It’s tough to miss Seneca Meadows, New York state’s largest landfill: Rising nearly 300 feet tall, it’s almost as tall as the Statue of Liberty, including its pedestal.

A decades-old depository of millions of tons of garbage, sprawled over more than 350 acres, it’s an artificial overlook visible from miles away. For homes to the east, it causes an early sunset.

And then, of course, there’s its odor, an ever-shifting stench which has inspired comparisons to dumpsters and dirty diapers, rancid meat and rotting fruit, as well as online maps of where “it stinks.”

But for the past several years, it seemed as though the olfactory abuse might soon be ending: According to state permitting, the landfill was set to close at the end of 2025.

Now, however, the landfill’s owner, the Texas-based Waste Connections, has indicated in filings with the state that it wants approval to fill a 47-acre “valley” between two of the site’s gigantic mounds — enough to fill MetLife Stadium 10 times, at least — a project it estimates would last until 2040.

That project would raise the peak of Seneca Meadows by about 70 feet — roughly to the height of a 35-story building — making it one of the tallest man-made structures in upstate New York and an odoriferous outlier in the largely bucolic Finger Lakes region.

Residents in and around Seneca Falls have long complained about a bevy of problems related to the site, including truck traffic, choking dust and the potential for landfill runoff — known as leachate — to contaminate drinking water.

They recount tales of “trash blowouts” where an exterior wall of dirt collapses, resulting in a cascade of garbage.
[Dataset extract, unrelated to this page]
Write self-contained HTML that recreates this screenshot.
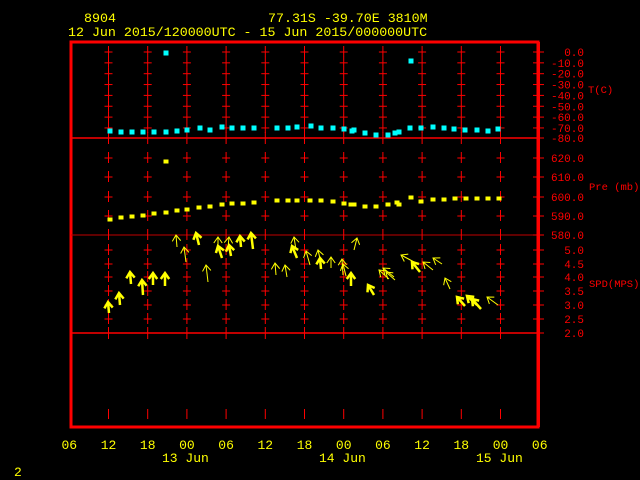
<!DOCTYPE html>
<html><head><meta charset="utf-8"><style>
html,body{margin:0;padding:0;background:#000;width:640px;height:480px;overflow:hidden}
svg{display:block}
text{font-family:"Liberation Mono","DejaVu Sans Mono",monospace}
</style></head><body>
<svg id="s" width="640" height="480" viewBox="0 0 640 480" xmlns="http://www.w3.org/2000/svg">
<g fill="#ffff00" font-size="13.3">
<text x="84" y="22">8904</text>
<text x="268" y="22">77.31S  -39.70E  3810M</text>
<text x="68" y="36">12 Jun 2015/120000UTC - 15 Jun 2015/000000UTC</text>
</g>
<rect x="71" y="42" width="467" height="385" fill="none" stroke="#ff0000" stroke-width="3"/>
<line x1="71" y1="138" x2="538" y2="138" stroke="#ff0000" stroke-width="1.5"/>
<line x1="71" y1="235" x2="538" y2="235" stroke="#c00000" stroke-width="1"/>
<line x1="71" y1="333" x2="538" y2="333" stroke="#ff0000" stroke-width="1.5"/>
<line x1="538.5" y1="42" x2="538.5" y2="427" stroke="#ff0000" stroke-width="3"/>
<g id="grid" stroke="#ff0000" stroke-width="1"></g>
<g fill="#ff0000" font-size="11" text-anchor="end" id="lab"></g>
<g fill="#ff0000" font-size="10.5">
<text x="588" y="93">T(C)</text>
<text x="589" y="190">Pre (mb)</text>
<text x="589" y="287">SPD(MPS)</text>
</g>
<g id="data"></g>
<g fill="#ffff00" font-size="13" text-anchor="middle" id="xl"></g>
<g fill="#ffff00" font-size="13">
<text x="162" y="462">13 Jun</text>
<text x="319" y="462">14 Jun</text>
<text x="476" y="462">15 Jun</text>
<text x="14" y="476">2</text>
</g>
</svg>
<script>
var NS="http://www.w3.org/2000/svg";
function el(p,t,a){var e=document.createElementNS(NS,t);for(var k in a)e.setAttribute(k,a[k]);p.appendChild(e);return e;}
var g=document.getElementById('grid'),lab=document.getElementById('lab'),d=document.getElementById('data'),xl=document.getElementById('xl');
var cols=[];for(var k=0;k<11;k++)cols.push(108.5+39.2*k);
var ys=[],labs=[];
for(var i=0;i<8;i++){ys.push(52+i*10.85);labs.push(i==0?"0.0":"-"+(i*10)+".0");}
var pre=[[158,"620.0"],[177,"610.0"],[197,"600.0"],[216,"590.0"]];
var spd=[[250,"5.0"],[264,"4.5"],[277,"4.0"],[291,"3.5"],[305,"3.0"],[319,"2.5"]];
var cy=ys.concat(pre.map(a=>a[0])).concat(spd.map(a=>a[0]));
cols.forEach(function(x){cy.forEach(function(y){
 el(g,'line',{x1:x,y1:y-6,x2:x,y2:y+5});el(g,'line',{x1:x-4,y1:y,x2:x+4,y2:y});});
 el(g,'line',{x1:x,y1:132,x2:x,y2:144});el(g,'line',{x1:x,y1:229,x2:x,y2:240});el(g,'line',{x1:x,y1:327,x2:x,y2:339});
 el(g,'line',{x1:x,y1:409,x2:x,y2:419});});
var all=ys.map((y,i)=>[y,labs[i]]).concat([[138,"-80.0"]]).concat(pre).concat([[235,"580.0"]]).concat(spd).concat([[333,"2.0"]]);
all.forEach(function(a){el(g,'line',{x1:533,y1:a[0],x2:544,y2:a[0]});var t=el(lab,'text',{x:584,y:a[0]+4});t.textContent=a[1];});
var xs=["06","12","18","00","06","12","18","00","06","12","18","00","06"];
xs.forEach(function(s,i){var t=el(xl,'text',{x:69.3+39.2*i,y:449});t.textContent=s;});
var T=[[110,131],[121,132],[132,132],[143,132],[154,132],[166,132],[177,131],[187,130],[200,128],[210,130],[222,127],[232,128],[243,128],[254,128],[277,128],[288,128],[297,127],[311,126],[321,128],[333,128],[344,129],[352,131],[354,130],[365,133],[376,135],[388,135],[395,133],[399,132],[410,128],[421,128],[433,127],[444,128],[454,129],[465,130],[477,130],[488,131],[498,129],[166,53],[411,61]];
T.forEach(function(p){el(d,'rect',{x:p[0]-2.5,y:p[1]-2.5,width:5,height:5,fill:"#00ffff"});});
var P=[[110,220],[121,218],[132,217],[143,216],[154,214],[166,213],[177,211],[187,210],[199,208],[210,207],[222,205],[232,204],[243,204],[254,203],[277,201],[288,201],[297,201],[310,201],[321,201],[333,202],[344,204],[351,205],[354,205],[365,207],[376,207],[388,205],[397,203],[399,205],[411,198],[421,202],[433,200],[444,200],[455,199],[466,199],[477,199],[488,199],[499,199],[166,162]];
P.forEach(function(p){el(d,'rect',{x:p[0]-2.5,y:p[1]-2.5,width:5,height:4,fill:"#ffff00"});});
var A=[[108,302,109,313,1],[119,293,120,305,1],[130,272,131,284,1],[142,280,143,295,1],[153,273,153,285,1],[165,273,165,286,1],[176,235,177,247,0],[184,247,186,262,0],[196,233,199,245,1],[206,265,208,282,0],[218,237,218,250,0],[218,246,222,258,1],[229,237,228,248,0],[229,245,231,256,1],[240,236,241,247,1],[251,233,253,249,1],[275,263,276,275,0],[285,265,287,277,0],[294,237,296,250,0],[292,246,297,258,1],[306,251,310,265,0],[318,250,321,263,0],[320,258,321,269,1],[331,257,331,268,0],[343,264,346,276,0],[351,273,351,286,1],[357,238,354,250,0],[342,259,343,275,0],[368,285,374,295,1],[379,270,389,279,0],[383,268,394,277,0],[386,272,395,280,0],[401,255,416,263,0],[412,262,420,272,1],[423,262,433,270,0],[433,258,442,264,0],[445,278,450,289,0],[457,297,465,306,1],[467,296,477,305,1],[472,299,481,309,1],[487,297,498,305,0]];
A.forEach(function(a){var w=a[4]?2.5:1;var dx=a[2]-a[0],dy=a[3]-a[1],L=Math.hypot(dx,dy),ux=dx/L,uy=dy/L,h=6;
 var px=-uy,py=ux;var st={stroke:"#ffff00","stroke-width":w,fill:"none"};
 el(d,'line',Object.assign({x1:a[0],y1:a[1],x2:a[2],y2:a[3]},st));
 el(d,'polyline',Object.assign({points:(a[0]+ux*h+px*h*0.7)+","+(a[1]+uy*h+py*h*0.7)+" "+a[0]+","+a[1]+" "+(a[0]+ux*h-px*h*0.7)+","+(a[1]+uy*h-py*h*0.7)},st));});
</script>
</body></html>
Flocks of pesky sea gulls, looking for free food, circle constantly, depositing their guano on roofs, cars and customers in nearby shopping centers.
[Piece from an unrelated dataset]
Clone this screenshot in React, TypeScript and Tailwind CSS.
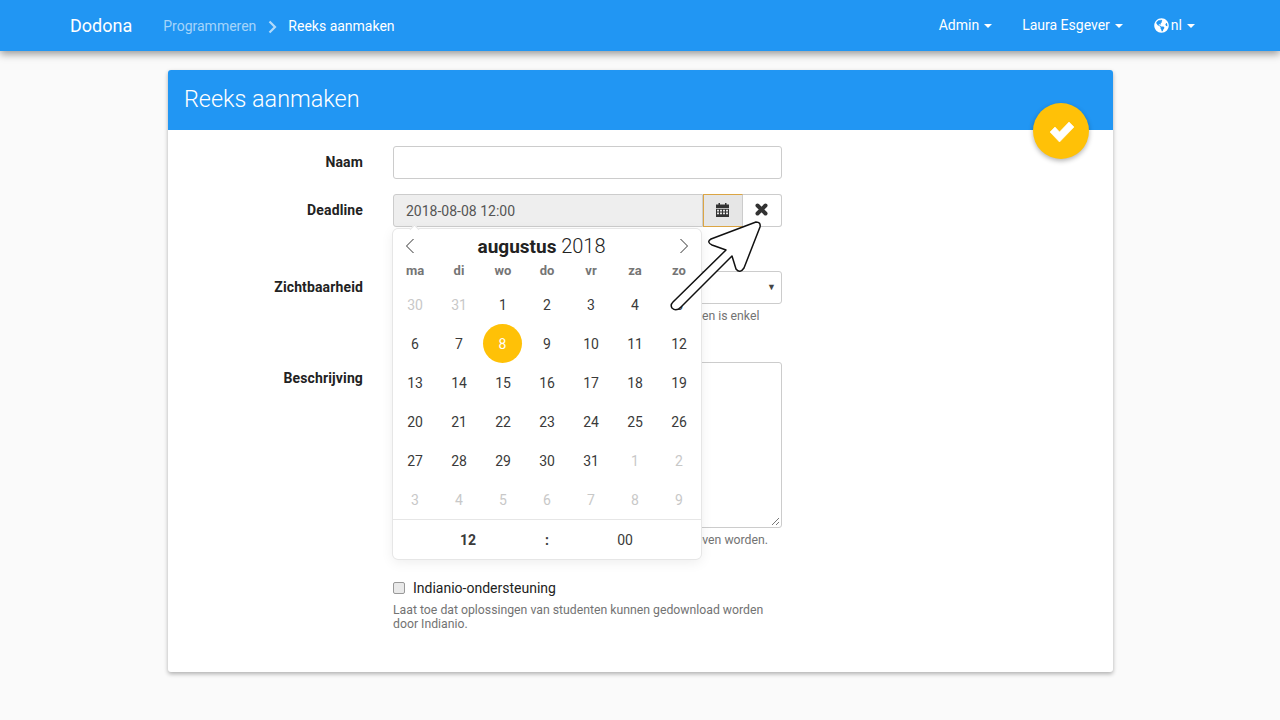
import React from "react";
import { FaGlobeAmericas } from "react-icons/fa";

const Caret = () => (
  <span className="ml-[5px] inline-block w-0 h-0 border-x-[4px] border-x-transparent border-t-[4px] border-t-white align-middle" />
);

const weeks: [string, boolean][][] = [
  [["30", true], ["31", true], ["1", false], ["2", false], ["3", false], ["4", false], ["5", false]],
  [["6", false], ["7", false], ["8", false], ["9", false], ["10", false], ["11", false], ["12", false]],
  [["13", false], ["14", false], ["15", false], ["16", false], ["17", false], ["18", false], ["19", false]],
  [["20", false], ["21", false], ["22", false], ["23", false], ["24", false], ["25", false], ["26", false]],
  [["27", false], ["28", false], ["29", false], ["30", false], ["31", false], ["1", true], ["2", true]],
  [["3", true], ["4", true], ["5", true], ["6", true], ["7", true], ["8", true], ["9", true]],
];

function Calendar() {
  return (
    <div className="absolute left-0 top-[35px] z-10 w-[308px] h-[330px] bg-white rounded-[5px] shadow-[1px_0_0_#e6e6e6,-1px_0_0_#e6e6e6,0_1px_0_#e6e6e6,0_-1px_0_#e6e6e6,0_3px_13px_rgba(0,0,0,0.08)]">
      <div className="absolute left-[18px] -top-[3px] w-[7px] h-[7px] bg-white rotate-45 border-l border-t border-[#e6e6e6]" />
      <div className="relative flex items-center justify-between h-[32px] pt-[2px] px-[12px] text-[#222]">
        <svg width="10" height="16" viewBox="0 0 10 16" fill="none" stroke="#333" strokeWidth="1">
          <path d="M8.5 1 L1.5 8 L8.5 15" />
        </svg>
        <div className="text-[19px] leading-[32px] pt-[1px] pr-[11px]">
          <span className="font-bold">augustus</span> <span className="font-light text-[20px]">2018</span>
        </div>
        <svg width="10" height="16" viewBox="0 0 10 16" fill="none" stroke="#333" strokeWidth="1">
          <path d="M1.5 1 L8.5 8 L1.5 15" />
        </svg>
      </div>
      <div className="grid grid-cols-[repeat(7,44px)] h-[20px] leading-[20px] text-[13px] font-bold text-[#757575] text-center">
        {["ma", "di", "wo", "do", "vr", "za", "zo"].map((d) => (
          <div key={d}>{d}</div>
        ))}
      </div>
      <div className="grid grid-cols-[repeat(7,44px)] mt-[4px]">
        {weeks.flat().map(([d, muted], i) => (
          <div key={i} className="h-[39px] flex items-center justify-center text-[14px]">
            {d === "8" && !muted ? (
              <span className="w-[39px] h-[39px] -ml-[1px] pt-[1px] rounded-full bg-[#ffc107] text-white flex items-center justify-center">{d}</span>
            ) : (
              <span className={muted ? "pt-[1px] text-[#c8c8c8]" : "pt-[1px] text-[#3a3a3a]"}>{d}</span>
            )}
          </div>
        ))}
      </div>
      <div className="flex items-center h-[40px] pt-[1px] border-t border-[#e6e6e6] text-[14px] text-[#3a3a3a]">
        <div className="w-[150px] text-center font-bold">12</div>
        <div className="w-[8px] text-center font-bold">:</div>
        <div className="w-[150px] text-center -ml-[1px]">00</div>
      </div>
    </div>
  );
}

const Arrow = () => (
  <svg className="absolute left-[660px] top-[210px] z-20" width="110" height="110" viewBox="660 210 110 110" fill="none">
    <path
      d="M756 222 Q761 222 760 227 L744 268 Q740 274 736 269 L732 256 L681 307 Q676 312 672 308 Q670 305 673 302 L726 250 L712 245 Q706 242 711 239 Z"
      fill="white"
      stroke="#111"
      strokeWidth="1.5"
      strokeLinejoin="round"
    />
  </svg>
);

const labelCls = "text-right font-bold text-[14px] tracking-[0.13px] text-[#222] pt-[6px] leading-[20px]";
const helpCls = "text-[12.25px] leading-[14px] text-[#737373]";
const fieldCls = "border border-[#ccc] rounded-[3px] bg-white";

export default function App() {
  return (
    <div className="relative min-h-[720px] bg-[#fafafa] font-['Roboto',sans-serif] text-[14px] overflow-hidden">
      <nav className="h-[51px] bg-[#2196f3] shadow-[0_3px_8px_rgba(0,0,0,0.4)] flex items-center text-white pl-[70px] pr-[85px]">
        <span className="text-[18px] mr-[31px]">Dodona</span>
        <span className="text-white/60 pt-[1px]">Programmeren</span>
        <svg className="mx-[10px] mt-[2px]" width="12" height="14" viewBox="0 0 12 14" fill="none" stroke="white" strokeOpacity="0.65" strokeWidth="2.2">
          <path d="M3.5 1.5 L9 7 L3.5 12.5" />
        </svg>
        <span className="pt-[1px]">Reeks aanmaken</span>
        <div className="ml-auto flex items-center">
          <span>Admin<Caret /></span>
          <span className="ml-[30px]">Laura Esgever<Caret /></span>
          <span className="ml-[31px] flex items-center">
            <FaGlobeAmericas className="text-[15px] mr-[2px]" />nl<Caret />
          </span>
        </div>
      </nav>

      <main className="relative ml-[168px] mt-[19px] w-[945px] h-[602px] bg-white rounded-[3px] shadow-[0_2px_4px_rgba(0,0,0,0.3)]">
        <div className="h-[60px] bg-[#2196f3] rounded-t-[3px] flex items-center px-[16px] text-white text-[23.4px] font-light">
          Reeks aanmaken
        </div>
        <button className="absolute right-[24px] top-[33px] z-10 w-[56px] h-[56px] rounded-full bg-[#ffc107] text-white flex items-center justify-center shadow-[0_2px_5px_rgba(0,0,0,0.3)]">
          <svg className="mt-[1px] mr-[-1px]" width="26" height="22" viewBox="0 0 26 22" fill="white" stroke="white" strokeWidth="0.6" strokeLinejoin="round">
            <path d="M1 11 L6 6 L10.5 11 L20 1 L25 6 L10.5 21 Z" />
          </svg>
        </button>

        <form className="grid grid-cols-[195px_389px] gap-x-[30px] pt-[16px]">
          <div className={labelCls}>Naam</div>
          <div className={`${fieldCls} h-[33px] mb-[15px]`} />

          <div className={labelCls}>Deadline</div>
          <div className="relative h-[33px] mb-[44px] flex">
            <div className="flex-1 flex items-center px-[12px] pt-[1px] bg-[#eee] border border-[#ccc] rounded-l-[3px] text-[#555]">
              2018-08-08 12:00
            </div>
            <div className="w-[40px] flex items-center justify-center pb-[2px] pr-[1px] bg-[#e6e6e6] border border-[#dba544] border-r-[#ccc] text-[#333]">
              <svg width="13" height="14" viewBox="0 0 13 14" fill="#333">
                <path d="M0 1.5 H2.5 V0 H4 V1.5 H9 V0 H10.5 V1.5 H13 V5 H0 Z" />
                <path d="M0 5.8 H13 V14 H0 Z M1 6.8 V8.6 H3 V6.8 Z M4 6.8 V8.6 H6 V6.8 Z M7 6.8 V8.6 H9 V6.8 Z M10 6.8 V8.6 H12 V6.8 Z M1 9.6 V11.2 H3 V9.6 Z M4 9.6 V11.2 H6 V9.6 Z M7 9.6 V11.2 H9 V9.6 Z M10 9.6 V11.2 H12 V9.6 Z" fillRule="evenodd" />
              </svg>
            </div>
            <div className="w-[39px] flex items-center justify-center pb-[2px] pr-[1px] bg-white border border-l-0 border-[#ccc] rounded-r-[3px]">
              <svg width="13" height="13" viewBox="0 0 13 13" stroke="#333" strokeWidth="4" strokeLinecap="round">
                <path d="M2.5 2.5 L10.5 10.5 M10.5 2.5 L2.5 10.5" />
              </svg>
            </div>
            <Calendar />
          </div>

          <div className={labelCls}>Zichtbaarheid</div>
          <div className="mb-[25px]">
            <div className={`${fieldCls} h-[33px] flex items-center justify-end pr-[5px] text-[9px] text-[#444]`}>▼</div>
            <p className={`${helpCls} mt-[5px]`}>
              Het bekijken of oplossen van opgaven in verborgen reeksen is enkel mogelijk via een rechtstreekse link.
            </p>
          </div>

          <div className={labelCls}>Beschrijving</div>
          <div className="mb-[31px]">
            <div className={`${fieldCls} relative h-[166px]`}>
              <svg className="absolute right-[1px] bottom-[1px]" width="9" height="9" viewBox="0 0 9 9" stroke="#777" strokeWidth="1">
                <path d="M1 8 L8 1 M5 8 L8 5" />
              </svg>
            </div>
            <p className={`${helpCls} mt-[5px]`}>De beschrijving van deze reeks kan in markdown geschreven worden.</p>
          </div>

          <div />
          <div>
            <label className="flex items-center text-[14px] text-[#222] h-[20px]">
              <span className="w-[12px] h-[12px] rounded-[2px] border border-[#999] bg-[#e9e9e9] mr-[8px]" />
              Indianio-ondersteuning
            </label>
            <p className={`${helpCls} mt-[5px]`}>
              Laat toe dat oplossingen van studenten kunnen gedownload worden door Indianio.
            </p>
          </div>
        </form>
      </main>
      <Arrow />
    </div>
  );
}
Even supporters of the landfill, whose oldest sections date back to the 1950s, admit they’d love it if Seneca Meadows — and all its associated ills — wasn’t there.

“If we had to make a decision today, with what we know, then obviously there would be no landfill there,” said Michael J. Ferrara, the Seneca Falls town supervisor and a lifelong resident, who has backed the expansion plan. “But it’s been here a long time.”

Keeping the landfill open likely makes the company a better neighbor, he suggested.

“They’re not going to take the landfill with them: It will still be here, unfortunately,” said Mr. Ferrara. “If it’s open, they have to tend to it a lot more.”

Waste Connections representatives declined to comment on their critics or the “valley infill” project, which is currently being evaluated by the state’s Department of Environmental Conservation.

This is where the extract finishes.